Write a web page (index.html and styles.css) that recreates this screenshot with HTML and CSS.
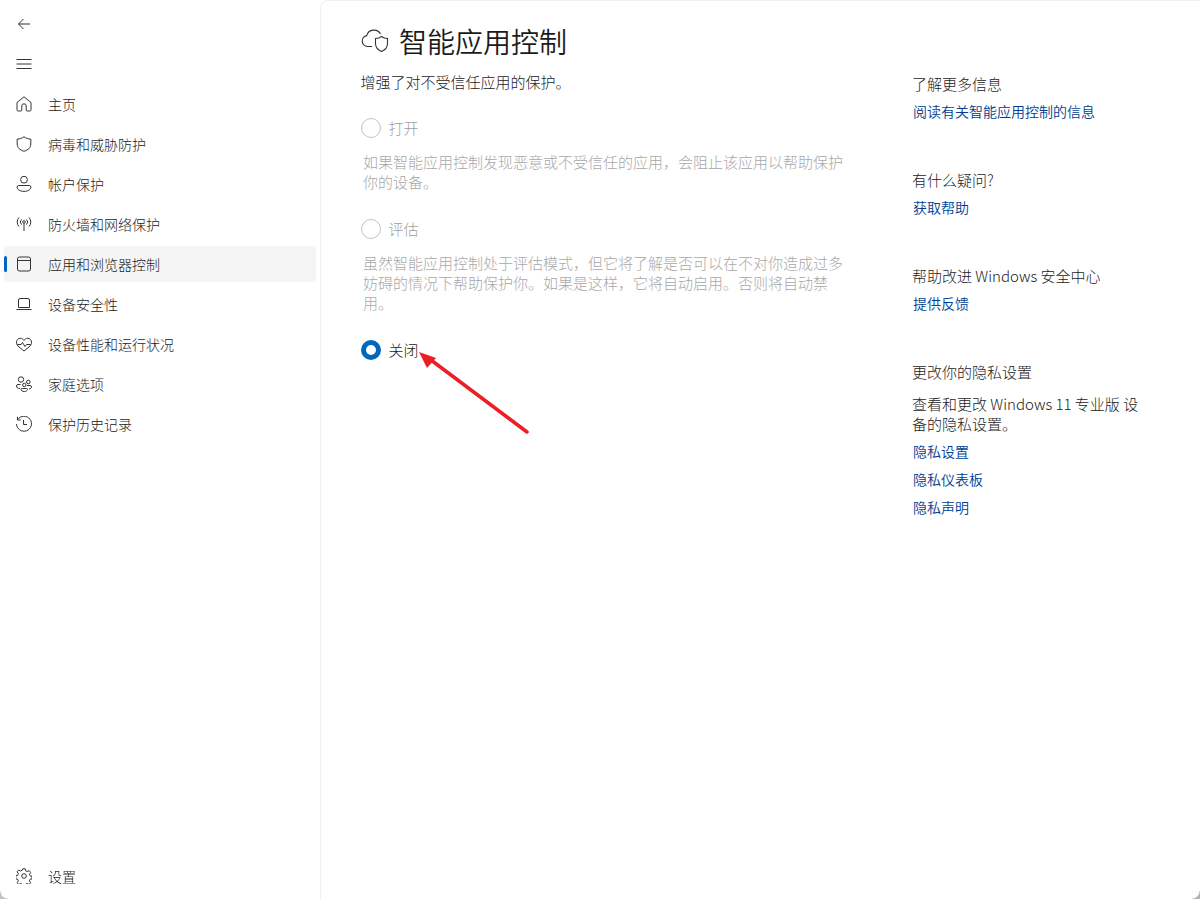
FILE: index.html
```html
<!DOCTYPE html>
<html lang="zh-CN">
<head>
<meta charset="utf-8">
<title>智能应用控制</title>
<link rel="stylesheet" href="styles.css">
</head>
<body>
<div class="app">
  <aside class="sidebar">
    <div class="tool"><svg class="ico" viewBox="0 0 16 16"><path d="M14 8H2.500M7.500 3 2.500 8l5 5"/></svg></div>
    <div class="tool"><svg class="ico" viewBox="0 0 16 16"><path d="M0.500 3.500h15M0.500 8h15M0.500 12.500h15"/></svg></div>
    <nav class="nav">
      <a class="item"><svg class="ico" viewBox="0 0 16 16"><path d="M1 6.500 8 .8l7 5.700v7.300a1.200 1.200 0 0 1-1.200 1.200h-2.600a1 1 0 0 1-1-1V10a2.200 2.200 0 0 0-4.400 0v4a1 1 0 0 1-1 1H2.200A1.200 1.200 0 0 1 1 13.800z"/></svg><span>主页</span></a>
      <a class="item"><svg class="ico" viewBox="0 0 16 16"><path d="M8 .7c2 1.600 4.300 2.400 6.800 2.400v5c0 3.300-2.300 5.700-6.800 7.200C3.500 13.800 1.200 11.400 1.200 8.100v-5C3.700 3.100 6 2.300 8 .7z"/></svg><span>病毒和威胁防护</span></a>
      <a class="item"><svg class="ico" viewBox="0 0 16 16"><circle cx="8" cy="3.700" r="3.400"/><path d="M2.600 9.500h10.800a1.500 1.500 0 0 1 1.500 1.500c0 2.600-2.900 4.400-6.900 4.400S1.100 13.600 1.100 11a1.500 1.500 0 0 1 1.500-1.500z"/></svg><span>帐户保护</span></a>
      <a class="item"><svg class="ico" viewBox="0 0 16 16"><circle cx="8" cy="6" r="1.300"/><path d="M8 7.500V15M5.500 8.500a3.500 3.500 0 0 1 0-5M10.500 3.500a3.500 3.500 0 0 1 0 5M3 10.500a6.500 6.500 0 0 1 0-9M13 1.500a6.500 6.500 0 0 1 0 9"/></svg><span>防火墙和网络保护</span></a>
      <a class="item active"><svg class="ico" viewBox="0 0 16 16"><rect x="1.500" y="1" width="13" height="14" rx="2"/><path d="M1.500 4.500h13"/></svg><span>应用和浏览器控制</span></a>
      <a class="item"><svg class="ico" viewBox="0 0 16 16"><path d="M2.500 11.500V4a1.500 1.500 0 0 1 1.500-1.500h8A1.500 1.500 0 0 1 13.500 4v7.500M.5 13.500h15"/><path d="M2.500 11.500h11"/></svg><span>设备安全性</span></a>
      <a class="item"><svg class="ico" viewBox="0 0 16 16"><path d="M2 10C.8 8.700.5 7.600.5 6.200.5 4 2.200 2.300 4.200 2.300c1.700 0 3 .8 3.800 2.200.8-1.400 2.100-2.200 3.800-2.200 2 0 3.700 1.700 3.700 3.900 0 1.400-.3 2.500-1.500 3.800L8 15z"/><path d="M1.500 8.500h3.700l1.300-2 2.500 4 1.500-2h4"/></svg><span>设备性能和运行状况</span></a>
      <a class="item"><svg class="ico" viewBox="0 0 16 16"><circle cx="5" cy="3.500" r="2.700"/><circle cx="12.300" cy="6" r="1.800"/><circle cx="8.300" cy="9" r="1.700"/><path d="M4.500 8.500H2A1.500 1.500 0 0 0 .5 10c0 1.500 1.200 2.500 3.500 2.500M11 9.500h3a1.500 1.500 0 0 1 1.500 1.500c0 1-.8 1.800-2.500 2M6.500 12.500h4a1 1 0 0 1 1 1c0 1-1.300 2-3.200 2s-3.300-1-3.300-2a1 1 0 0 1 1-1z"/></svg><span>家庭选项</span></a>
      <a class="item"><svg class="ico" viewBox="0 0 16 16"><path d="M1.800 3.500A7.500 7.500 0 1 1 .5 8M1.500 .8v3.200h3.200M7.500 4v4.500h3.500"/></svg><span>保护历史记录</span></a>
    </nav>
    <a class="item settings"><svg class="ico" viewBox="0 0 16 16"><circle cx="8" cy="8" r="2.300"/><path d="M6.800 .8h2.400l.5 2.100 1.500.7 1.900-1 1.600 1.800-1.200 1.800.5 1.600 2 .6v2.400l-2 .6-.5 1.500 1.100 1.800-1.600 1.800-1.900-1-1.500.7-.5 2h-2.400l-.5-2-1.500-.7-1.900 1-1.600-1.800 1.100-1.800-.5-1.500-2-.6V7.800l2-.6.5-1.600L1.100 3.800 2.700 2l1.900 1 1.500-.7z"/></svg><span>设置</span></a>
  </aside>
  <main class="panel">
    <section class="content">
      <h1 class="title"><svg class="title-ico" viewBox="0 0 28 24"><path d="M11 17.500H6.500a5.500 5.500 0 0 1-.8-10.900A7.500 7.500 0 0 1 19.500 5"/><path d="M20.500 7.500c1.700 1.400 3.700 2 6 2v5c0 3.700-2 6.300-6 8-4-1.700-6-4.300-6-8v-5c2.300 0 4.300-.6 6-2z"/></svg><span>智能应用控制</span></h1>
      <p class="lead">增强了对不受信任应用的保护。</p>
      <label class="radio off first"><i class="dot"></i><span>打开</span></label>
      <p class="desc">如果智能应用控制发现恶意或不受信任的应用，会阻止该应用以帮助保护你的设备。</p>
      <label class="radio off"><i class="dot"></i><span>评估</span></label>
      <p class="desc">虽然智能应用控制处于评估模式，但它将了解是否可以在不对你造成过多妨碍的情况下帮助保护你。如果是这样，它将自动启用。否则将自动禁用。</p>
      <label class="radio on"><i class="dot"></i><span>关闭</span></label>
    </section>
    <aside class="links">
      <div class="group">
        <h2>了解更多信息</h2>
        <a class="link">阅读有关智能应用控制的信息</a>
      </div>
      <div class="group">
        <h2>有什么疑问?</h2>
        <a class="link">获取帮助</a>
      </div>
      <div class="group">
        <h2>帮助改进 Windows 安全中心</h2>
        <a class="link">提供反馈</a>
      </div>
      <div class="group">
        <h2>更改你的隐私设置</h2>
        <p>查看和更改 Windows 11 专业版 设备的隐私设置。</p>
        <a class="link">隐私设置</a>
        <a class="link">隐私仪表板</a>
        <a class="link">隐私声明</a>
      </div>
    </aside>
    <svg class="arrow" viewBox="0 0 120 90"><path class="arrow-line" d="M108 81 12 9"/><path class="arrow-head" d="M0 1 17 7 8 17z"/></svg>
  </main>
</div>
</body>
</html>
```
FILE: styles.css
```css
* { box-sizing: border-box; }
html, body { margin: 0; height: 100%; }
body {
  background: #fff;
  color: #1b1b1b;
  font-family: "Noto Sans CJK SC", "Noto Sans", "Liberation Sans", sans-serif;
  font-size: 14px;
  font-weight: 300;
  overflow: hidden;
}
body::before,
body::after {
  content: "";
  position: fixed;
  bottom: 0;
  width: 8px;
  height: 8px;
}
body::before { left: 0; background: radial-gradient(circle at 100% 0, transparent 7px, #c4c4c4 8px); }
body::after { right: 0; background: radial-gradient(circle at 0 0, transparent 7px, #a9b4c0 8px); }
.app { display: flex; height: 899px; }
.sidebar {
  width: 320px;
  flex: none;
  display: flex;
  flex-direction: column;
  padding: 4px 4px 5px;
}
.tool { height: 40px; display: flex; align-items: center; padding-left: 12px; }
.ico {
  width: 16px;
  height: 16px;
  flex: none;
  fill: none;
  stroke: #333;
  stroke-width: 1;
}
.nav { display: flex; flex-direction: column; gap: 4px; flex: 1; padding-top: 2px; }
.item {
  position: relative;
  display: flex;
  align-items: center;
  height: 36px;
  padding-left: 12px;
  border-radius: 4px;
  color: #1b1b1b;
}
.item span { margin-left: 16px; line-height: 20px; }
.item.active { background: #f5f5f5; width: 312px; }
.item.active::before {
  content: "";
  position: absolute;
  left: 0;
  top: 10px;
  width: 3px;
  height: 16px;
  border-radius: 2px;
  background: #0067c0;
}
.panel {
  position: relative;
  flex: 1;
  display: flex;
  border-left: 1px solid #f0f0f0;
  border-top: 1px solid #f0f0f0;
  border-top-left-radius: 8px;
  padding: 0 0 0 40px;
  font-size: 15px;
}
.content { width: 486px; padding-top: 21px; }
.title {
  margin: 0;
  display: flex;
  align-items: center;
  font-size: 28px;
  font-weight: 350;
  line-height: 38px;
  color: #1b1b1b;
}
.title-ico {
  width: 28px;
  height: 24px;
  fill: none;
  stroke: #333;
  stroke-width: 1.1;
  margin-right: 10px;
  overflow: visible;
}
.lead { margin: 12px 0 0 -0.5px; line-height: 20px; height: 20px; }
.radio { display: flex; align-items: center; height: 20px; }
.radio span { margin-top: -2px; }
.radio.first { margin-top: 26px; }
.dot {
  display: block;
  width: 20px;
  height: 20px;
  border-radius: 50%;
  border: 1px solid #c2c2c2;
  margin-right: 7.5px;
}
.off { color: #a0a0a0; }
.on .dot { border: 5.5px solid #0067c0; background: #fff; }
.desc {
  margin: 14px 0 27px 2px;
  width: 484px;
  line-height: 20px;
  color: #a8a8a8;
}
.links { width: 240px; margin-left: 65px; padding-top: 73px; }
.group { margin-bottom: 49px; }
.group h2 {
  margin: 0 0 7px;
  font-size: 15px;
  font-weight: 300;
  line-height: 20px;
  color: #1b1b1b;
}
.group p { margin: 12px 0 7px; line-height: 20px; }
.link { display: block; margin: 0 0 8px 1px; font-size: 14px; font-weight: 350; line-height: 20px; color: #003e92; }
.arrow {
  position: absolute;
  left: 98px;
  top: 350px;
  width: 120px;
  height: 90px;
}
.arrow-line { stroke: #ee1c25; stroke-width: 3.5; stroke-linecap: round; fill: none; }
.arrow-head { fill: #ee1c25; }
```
━━━━━━━━
Goal of the exercise -
Tally every line of the listing that holds the string "index", then give the number by itself.

Reply -
2